Nasceu ali mesmo, no estúdio do MIS, o projeto de um livro e o compromisso de minha primeira viagem a Havana, visando a debruçar-me no ICAIC (o instituto cubano de cinema, que celebra no inicio de 2020 seu 60º aniversário) sobre o essencial de sua produção e a complementar o registro de seu depoimento autobiográfico. Assim se fez e, em dezembro de 1993, a convite do festival, voei para Cuba, com direito a mojitos de boas-vindas, novas entrevistas e generoso acesso ao arquivo e à sala de projeção do ICAIC.
Um programa singular de apoio ao intercâmbio cultural da Fundação Japão foi essencial para viabilizar em 1994 a edição de “O Olho da Revolução” em volumes separados, em português e em espanhol, e uma nova viagem ao Brasil de Santiago e Lázara, para o lançamento do livro acompanhado por sessões especiais no 5º Festival Internacional de Curtas-Metragens de São Paulo. Arrependo-me até hoje de não ter podido retribuir o carinho quando da apresentação do livro no Festival de Havana em dezembro do mesmo ano, retido por obrigações profissionais.

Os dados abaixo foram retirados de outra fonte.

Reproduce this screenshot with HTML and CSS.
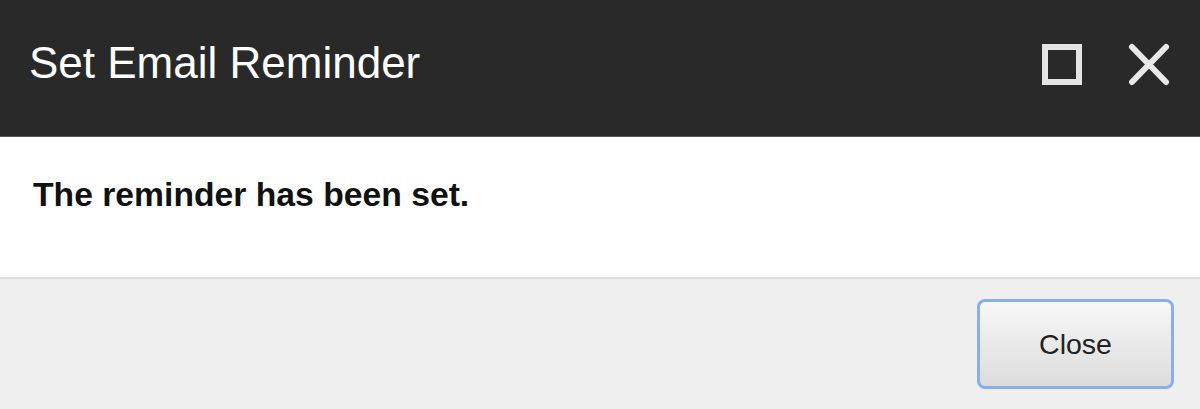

Um ano e meio mais tarde, não hesitei em dedicar à obra de Santiago Álvarez a primeira retrospectiva do festival de documentários que fundara, o É Tudo Verdade, honrado por mais uma visita do casal. Meu último encontro com Santiago aconteceu em outubro de 1997 durante as comemorações de 40 anos do Festival de Documentários e Animação de Leipzig, que o celebrava com um prêmio especial após os múltiplos Pombos de Ouro a ele atribuídos desde os pioneiros triunfos consecutivamente em 1964, 1965 e 1966 com “Ciclón” (1963), “Now” (1965) e “Cerro Pelado” (1966). Testemunhei a calorosa conversa entre ele e outra lenda do cinema não-ficcional também convidada para as celebrações, o cineasta britânico Ricky Leacock (1921-2011), o ex-assistente de Robert Flaherty (1884-1951) que se tornou um dos pais da escola americana do Cinema Direto. Eu não tinha como saber mas seria impossível uma dupla despedida mais estelar.